10.02.26

Error rate comes too late

Error rate is one of those metrics that feels solid. When it is low, everyone relaxes. When it grows, everyone moves. I used to read it the same way, until I saw how late it can be.

In several systems I worked with, error rate stayed quiet while the system was already under serious stress. The most telling case for me was a cascading bottleneck, where errors appeared only at the very end, but the real damage started much earlier.


Errors appear when the system can no longer handle the load

An error is not the first sign of trouble. It is the moment when the system stops handling pressure.

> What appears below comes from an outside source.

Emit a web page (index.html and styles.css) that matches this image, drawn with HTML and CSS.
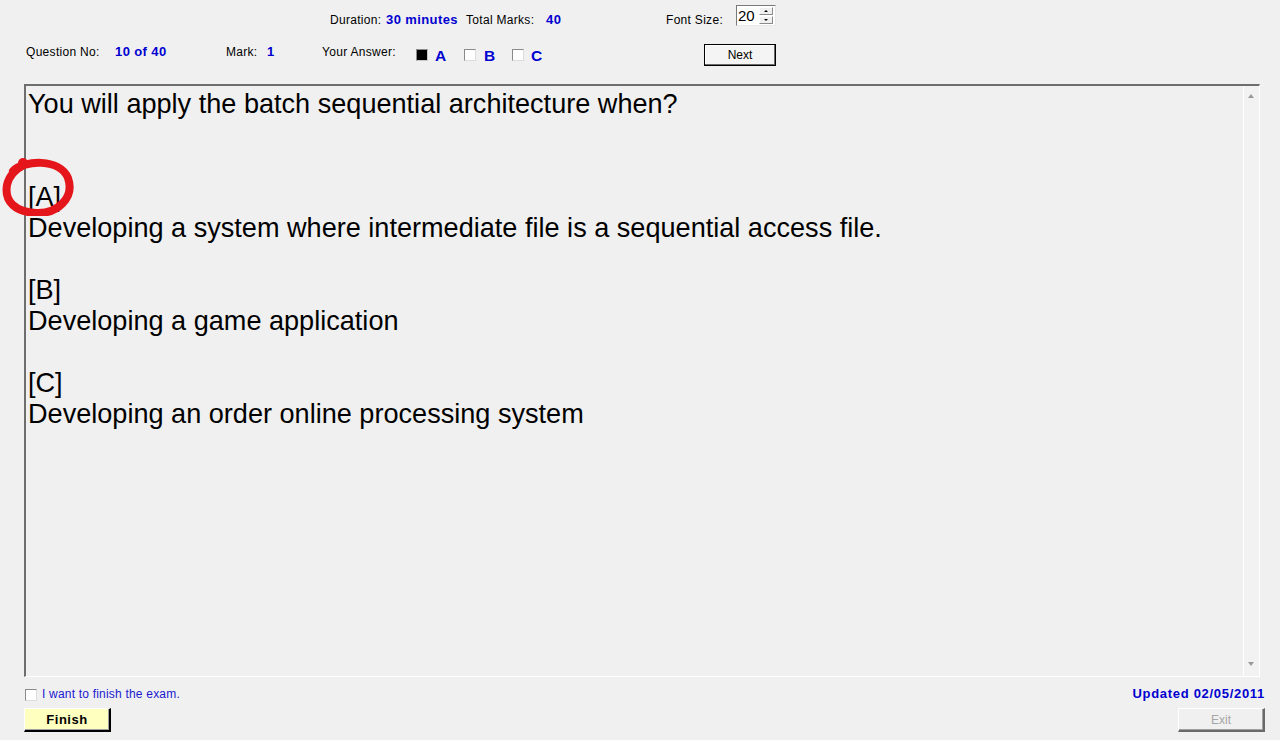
FILE: index.html
```html
<!DOCTYPE html>
<html lang="en">
<head>
<meta charset="utf-8">
<title>Exam</title>
<link rel="stylesheet" href="styles.css">
</head>
<body>
<div class="app">
  <header class="toolbar">
    <div class="row row1">
      <span class="lbl w-dur">Duration:</span>
      <span class="val w-min">30 minutes</span>
      <span class="lbl w-tot">Total Marks:</span>
      <span class="val w-40">40</span>
      <span class="lbl w-fs">Font Size:</span>
      <div class="spin">
        <span class="spin-val">20</span>
        <div class="spin-btns">
          <span class="spin-btn"><i class="tri-up"></i></span>
          <span class="spin-btn"><i class="tri-down"></i></span>
        </div>
      </div>
    </div>
    <div class="row row2">
      <span class="lbl w-qn">Question No:</span>
      <span class="val w-qv">10 of 40</span>
      <span class="lbl w-mk">Mark:</span>
      <span class="val w-mv">1</span>
      <span class="lbl w-ya">Your Answer:</span>
      <span class="cbcell w19"><span class="cb checked"></span></span>
      <span class="ans w29">A</span>
      <span class="cbcell w20"><span class="cb"></span></span>
      <span class="ans w28">B</span>
      <span class="cbcell w19"><span class="cb"></span></span>
      <span class="ans w173">C</span>
      <button class="btn next">Next</button>
    </div>
  </header>

  <main class="qbox">
    <div class="qtext">
      <div class="line">You will apply the batch sequential architecture when?</div>
      <div class="line"></div>
      <div class="line"></div>
      <div class="line">[A]</div>
      <div class="line">Developing a system where intermediate file is a sequential access file.</div>
      <div class="line"></div>
      <div class="line">[B]</div>
      <div class="line">Developing a game application</div>
      <div class="line"></div>
      <div class="line">[C]</div>
      <div class="line">Developing an order online processing system</div>
    </div>
    <div class="scroll">
      <i class="sb-up"></i>
      <i class="sb-down"></i>
    </div>
  </main>

  <footer class="footer">
    <div class="fcol">
      <div class="finish-row">
        <span class="cb fcb"></span>
        <span class="finish-lbl">I want to finish the exam.</span>
      </div>
      <button class="btn finish">Finish</button>
    </div>
    <div class="fcol right">
      <div class="updated">Updated 02/05/2011</div>
      <button class="btn exit" disabled>Exit</button>
    </div>
  </footer>

  <svg class="mark" width="80" height="66" viewBox="0 150 80 66" aria-hidden="true">
    <path d="M 13 171 C 24 160, 60 158, 68 178 C 75 198, 57 214, 36 213 C 16 212, 4 202, 7 185 C 9 176, 16 169, 24 165" fill="none" stroke="#e5161b" stroke-width="8" stroke-linecap="round"/>
    <circle cx="23" cy="163" r="5" fill="#e5161b"/>
  </svg>
</div>
</body>
</html>
```

FILE: styles.css
```css
html, body {
  margin: 0;
  padding: 0;
  background: #f0f0f0;
}

body {
  font-family: "Liberation Sans", Arial, sans-serif;
  font-size: 12px;
  color: #000;
}

.app {
  position: relative;
  width: 1280px;
  height: 740px;
  overflow: hidden;
}

/* ---------- toolbar ---------- */
.row {
  display: flex;
  align-items: flex-start;
}

.row1 {
  height: 44px;
  padding-left: 330px;
}

.row2 {
  height: 22px;
  padding-left: 26px;
}

.lbl, .val {
  line-height: 14px;
  white-space: nowrap;
  flex: none;
}

.lbl {
  letter-spacing: 0.3px;
}

.val {
  font-size: 13px;
  font-weight: bold;
  color: #0000d0;
  letter-spacing: 0.4px;
}

.row1 .lbl, .row1 .val { margin-top: 13px; }
.row2 .lbl, .row2 .val { margin-top: 1px; }

.w-dur { width: 56px; }
.w-min { width: 80px; }
.w-tot { width: 80px; }
.w-40  { width: 120px; }
.w-fs  { width: 70px; }

.w-qn { width: 89px; }
.w-qv { width: 111px; }
.w-mk { width: 41px; }
.w-mv { width: 55px; }
.w-ya { width: 94px; }

.w19 { width: 19px; }
.w20 { width: 20px; }
.w28 { width: 28px; }
.w29 { width: 29px; }
.w173 { width: 173px; }

.cbcell {
  flex: none;
  padding-top: 5px;
}

.cb {
  display: block;
  box-sizing: border-box;
  width: 12px;
  height: 12px;
  background: #fff;
  border: 1px solid #8a8a8a;
  border-right-color: #dcdcdc;
  border-bottom-color: #dcdcdc;
}

.cb.checked {
  background: #000;
  border: 1px solid #8a8a8a;
  border-right-color: #c8c8c8;
  border-bottom-color: #c8c8c8;
}

.ans {
  flex: none;
  font-size: 15.5px;
  font-weight: bold;
  color: #0000d0;
  line-height: 18px;
  margin-top: 3px;
}

/* spin box */
.spin {
  flex: none;
  margin-top: 5px;
  box-sizing: border-box;
  width: 40px;
  height: 21px;
  background: #fff;
  border: 1px solid #7a7a7a;
  border-right-color: #e8e8e8;
  border-bottom-color: #e8e8e8;
  display: flex;
  align-items: center;
  justify-content: space-between;
  padding: 0 2px 0 1px;
}

.spin-val {
  font-size: 15px;
  line-height: 17px;
}

.spin-btns {
  display: flex;
  flex-direction: column;
  gap: 1px;
}

.spin-btn {
  box-sizing: border-box;
  width: 14px;
  height: 8px;
  background: #f0f0f0;
  border: 1px solid #fff;
  border-right-color: #8a8a8a;
  border-bottom-color: #8a8a8a;
  display: flex;
  align-items: center;
  justify-content: center;
}

.tri-up, .tri-down {
  display: block;
  width: 0;
  height: 0;
  border-left: 2px solid transparent;
  border-right: 2px solid transparent;
}
.tri-up { border-bottom: 2px solid #000; }
.tri-down { border-top: 2px solid #000; }

/* buttons */
.btn {
  font-family: "Liberation Sans", Arial, sans-serif;
  font-size: 12px;
  box-sizing: border-box;
  margin: 0;
  padding: 0;
  cursor: default;
}

.next {
  flex: none;
  width: 72px;
  height: 22px;
  background: #f4f4f4;
  border: 1px solid #000;
  box-shadow: inset -1px -1px 0 #6a6a6a, inset 1px 1px 0 #fff;
  color: #000;
}

/* ---------- question box ---------- */
.qbox {
  margin: 18px 0 0 24px;
  box-sizing: border-box;
  width: 1236px;
  height: 593px;
  display: flex;
  border-top: 2px solid #6e6e6e;
  border-left: 2px solid #6e6e6e;
  border-right: 1px solid #fff;
  border-bottom: 1px solid #fff;
  background: #f0f0f0;
}

.qtext {
  flex: 1;
  padding: 2px 0 0 2px;
  font-size: 27.1px;
  line-height: 31px;
  color: #000;
  white-space: nowrap;
}

.line {
  height: 31px;
}

.scroll {
  position: relative;
  flex: none;
  width: 15px;
  border-left: 1px solid #fff;
  background: #f2f2f2;
}

.sb-up, .sb-down {
  position: absolute;
  left: 4px;
  width: 0;
  height: 0;
  border-left: 3.5px solid transparent;
  border-right: 3.5px solid transparent;
}
.sb-up { top: 8px; border-bottom: 4px solid #9a9a9a; }
.sb-down { bottom: 10px; border-top: 4px solid #9a9a9a; }

/* ---------- footer ---------- */
.footer {
  display: flex;
  justify-content: space-between;
  padding: 10px 15px 0 24px;
}

.fcol {
  display: flex;
  flex-direction: column;
  align-items: flex-start;
}

.fcol.right {
  align-items: flex-end;
}

.finish-row {
  display: flex;
  align-items: center;
  height: 14px;
  padding-left: 1px;
}

.fcb {
  margin-top: 1px;
}

.finish-lbl {
  margin-left: 5px;
  line-height: 14px;
  color: #1a1ad0;
  letter-spacing: 0.2px;
}

.updated {
  line-height: 14px;
  font-size: 13px;
  font-weight: bold;
  color: #0000d0;
  letter-spacing: 0.7px;
}

.finish {
  margin-top: 7px;
  width: 87px;
  height: 24px;
  background: #ffffc0;
  font-weight: bold;
  font-size: 13px;
  letter-spacing: 0.5px;
  color: #000;
  border: 1px solid #fff;
  border-right: 2px solid #000;
  border-bottom: 2px solid #000;
  box-shadow: inset -1px -1px 0 #a0a0a0;
}

.exit {
  margin-top: 7px;
  width: 87px;
  height: 24px;
  background: #f0f0f0;
  color: #a6a6a6;
  border: 1px solid #fff;
  border-right: 2px solid #6a6a6a;
  border-bottom: 2px solid #6a6a6a;
  box-shadow: inset -1px -1px 0 #a0a0a0;
}

/* annotation overlay */
.mark {
  position: absolute;
  left: 0;
  top: 150px;
  pointer-events: none;
}
```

Before that moment, things usually look acceptable. Responses are slower, but still successful. Queues grow, but not enough to alert anyone. Retries start to matter, but they are still invisible on high-level dashboards.

In my case, one service in the middle of the flow became slow under load. It did not fail. It just responded later and later. That delay was enough to change how the rest of the system behaved.


Cascading failures grow quietly, then all at once

What made this situation hard to see was the cascade.

The slow service increased latency for the next service in the chain. That service started to build up concurrency. It still returned responses, but with more effort. The last service in the cascade was the first one that actually started returning errors.

At that moment, error rate finally moved. But that was not the worst part.

As soon as the last service started failing, the services before it reacted. They retried. From their point of view, this was the right thing to do. A request failed, so they tried again.

Those retries multiplied traffic. The same requests were sent again and again through already stressed services. Load grew not linearly, but much faster. What started as one slow service turned into pressure on the entire system.

Very quickly, it was no longer about one service failing. Everything was overloaded.


Error rate confirms collapse, not its cause

From monitoring, this looked like a sudden incident. Error rate spiked across multiple services. It was tempting to think that the last service caused the outage.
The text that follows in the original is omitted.